Patron di questa azienda ospitata nella bellissima villa settecentesca dei nobili veneziani Dolfin, è il sessantanovenne Vittorio Capovilla detto “Gianni”, un ex venditore di macchinari per l’enologia divenuto distillatore grazie agli insegnamenti e ai consigli impartiti da alcuni amici vignaioli-distillatori tedeschi e austriaci ma anche alla sua passione e all’ambizione di creare distillati puri di frutta, senza l’aggiunta di aromi, zuccheri, coloranti o altro. Non, dunque, le montagne di anonime vinacce che le distillerie normalmente utilizzano, ma frutti di ogni varietà, comprese quelle più rare e preziose (dai lamponi selvatici alle pesche saturno, dalle amarene alle marasche, dalle albicocche pellecchielle alle pere e alle mele fino alle susine, alle bacche di sambuco, alle nespole, ai ribes e alle prugnole), che Capovilla e i suoi aiutanti raccolgono nei quattro ettari di terreno biodinamici di proprietà dell’azienda. Tutto quello che non cresce lì lo raccolgono altrove, per esempio dagli amici contadini in Romania, in Sud Tirolo, in Toscana. Insieme alla frutta “Gianni”, che da diversi anni  progetta da solo gli alambicchi che utilizza, ha di recente voluto distillare anche la birra, la grappa e il tabacco Kentucky, che è poi quello che si utilizza per l’antico Toscano. Anch’egli distilla vinacce, ma solo quelle derivanti da vini pregiati, come l’Amarone o il Barolo. Nato dieci anni fa da una scommessa (vinta alla grande) è inoltre il rhum agricolo, o rhum “francese”, che Capovilla produce e imbottiglie proprio dove questa particolare acquavite è nata: l’isola di Marie Galante, nelle Antille Francesi.

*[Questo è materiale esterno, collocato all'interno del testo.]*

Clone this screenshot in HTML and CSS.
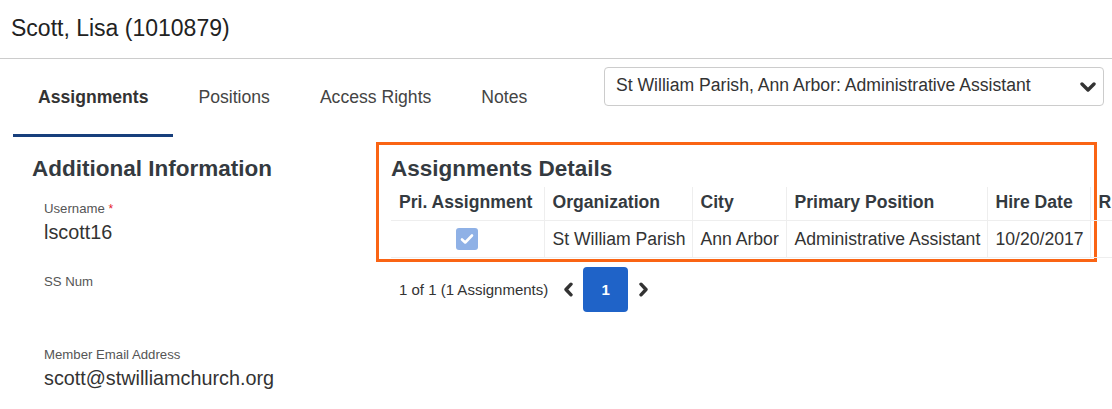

“Di recente abbiamo allacciato contatti con università e scuole di enologia italiane e talvolta capita che io offra la mia consulenza in giro per il mondo”, aggiunge “Gianni”: “E’ una attività che faccio sempre con piacere perché ho un obiettivo da perseguire: diffondere il più possibile, e ovunque, una distillazione di alta qualità”.